## What you should do
The records that follow must be repeated verbatim, every one of them.

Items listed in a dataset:

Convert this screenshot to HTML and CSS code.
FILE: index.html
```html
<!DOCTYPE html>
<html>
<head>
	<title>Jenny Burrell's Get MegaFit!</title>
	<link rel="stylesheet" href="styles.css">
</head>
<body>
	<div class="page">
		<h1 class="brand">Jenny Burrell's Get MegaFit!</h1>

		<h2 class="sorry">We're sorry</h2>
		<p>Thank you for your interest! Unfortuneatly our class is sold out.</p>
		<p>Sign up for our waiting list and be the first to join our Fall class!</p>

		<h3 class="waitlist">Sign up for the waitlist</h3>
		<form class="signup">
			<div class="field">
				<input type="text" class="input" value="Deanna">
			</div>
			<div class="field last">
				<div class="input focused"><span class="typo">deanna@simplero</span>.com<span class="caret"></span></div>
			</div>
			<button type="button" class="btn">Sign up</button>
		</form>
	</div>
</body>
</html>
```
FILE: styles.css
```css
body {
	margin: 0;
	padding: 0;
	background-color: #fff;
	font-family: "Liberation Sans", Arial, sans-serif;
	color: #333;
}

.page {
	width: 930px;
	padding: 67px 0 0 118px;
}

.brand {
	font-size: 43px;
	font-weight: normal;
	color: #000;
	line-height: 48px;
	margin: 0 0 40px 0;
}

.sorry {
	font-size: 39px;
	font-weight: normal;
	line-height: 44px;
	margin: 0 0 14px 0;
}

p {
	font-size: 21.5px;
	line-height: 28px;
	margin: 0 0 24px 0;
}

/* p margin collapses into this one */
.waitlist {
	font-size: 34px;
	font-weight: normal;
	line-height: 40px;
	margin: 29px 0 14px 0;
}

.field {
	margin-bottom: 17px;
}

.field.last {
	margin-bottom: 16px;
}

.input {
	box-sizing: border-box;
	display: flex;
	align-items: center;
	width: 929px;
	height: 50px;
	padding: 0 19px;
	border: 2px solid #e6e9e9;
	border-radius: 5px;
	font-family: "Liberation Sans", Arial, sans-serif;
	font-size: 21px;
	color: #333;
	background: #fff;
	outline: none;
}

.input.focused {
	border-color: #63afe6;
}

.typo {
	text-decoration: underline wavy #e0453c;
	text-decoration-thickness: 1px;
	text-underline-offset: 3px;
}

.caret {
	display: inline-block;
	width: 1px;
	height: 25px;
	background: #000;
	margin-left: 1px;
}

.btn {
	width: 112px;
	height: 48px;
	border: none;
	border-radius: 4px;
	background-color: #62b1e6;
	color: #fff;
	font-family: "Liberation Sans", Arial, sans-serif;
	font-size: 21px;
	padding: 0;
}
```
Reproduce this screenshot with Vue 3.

## Result of this task
Convert this screenshot to HTML and CSS code.
FILE: index.html
```html
<!DOCTYPE html>
<html>
<head>
	<title>Jenny Burrell's Get MegaFit!</title>
	<link rel="stylesheet" href="styles.css">
</head>
<body>
	<div class="page">
		<h1 class="brand">Jenny Burrell's Get MegaFit!</h1>

		<h2 class="sorry">We're sorry</h2>
		<p>Thank you for your interest! Unfortuneatly our class is sold out.</p>
		<p>Sign up for our waiting list and be the first to join our Fall class!</p>

		<h3 class="waitlist">Sign up for the waitlist</h3>
		<form class="signup">
			<div class="field">
				<input type="text" class="input" value="Deanna">
			</div>
			<div class="field last">
				<div class="input focused"><span class="typo">deanna@simplero</span>.com<span class="caret"></span></div>
			</div>
			<button type="button" class="btn">Sign up</button>
		</form>
	</div>
</body>
</html>
```
FILE: styles.css
```css
body {
	margin: 0;
	padding: 0;
	background-color: #fff;
	font-family: "Liberation Sans", Arial, sans-serif;
	color: #333;
}

.page {
	width: 930px;
	padding: 67px 0 0 118px;
}

.brand {
	font-size: 43px;
	font-weight: normal;
	color: #000;
	line-height: 48px;
	margin: 0 0 40px 0;
}

.sorry {
	font-size: 39px;
	font-weight: normal;
	line-height: 44px;
	margin: 0 0 14px 0;
}

p {
	font-size: 21.5px;
	line-height: 28px;
	margin: 0 0 24px 0;
}

/* p margin collapses into this one */
.waitlist {
	font-size: 34px;
	font-weight: normal;
	line-height: 40px;
	margin: 29px 0 14px 0;
}

.field {
	margin-bottom: 17px;
}

.field.last {
	margin-bottom: 16px;
}

.input {
	box-sizing: border-box;
	display: flex;
	align-items: center;
	width: 929px;
	height: 50px;
	padding: 0 19px;
	border: 2px solid #e6e9e9;
	border-radius: 5px;
	font-family: "Liberation Sans", Arial, sans-serif;
	font-size: 21px;
	color: #333;
	background: #fff;
	outline: none;
}

.input.focused {
	border-color: #63afe6;
}

.typo {
	text-decoration: underline wavy #e0453c;
	text-decoration-thickness: 1px;
	text-underline-offset: 3px;
}

.caret {
	display: inline-block;
	width: 1px;
	height: 25px;
	background: #000;
	margin-left: 1px;
}

.btn {
	width: 112px;
	height: 48px;
	border: none;
	border-radius: 4px;
	background-color: #62b1e6;
	color: #fff;
	font-family: "Liberation Sans", Arial, sans-serif;
	font-size: 21px;
	padding: 0;
}
```
Reproduce this screenshot with Vue 3.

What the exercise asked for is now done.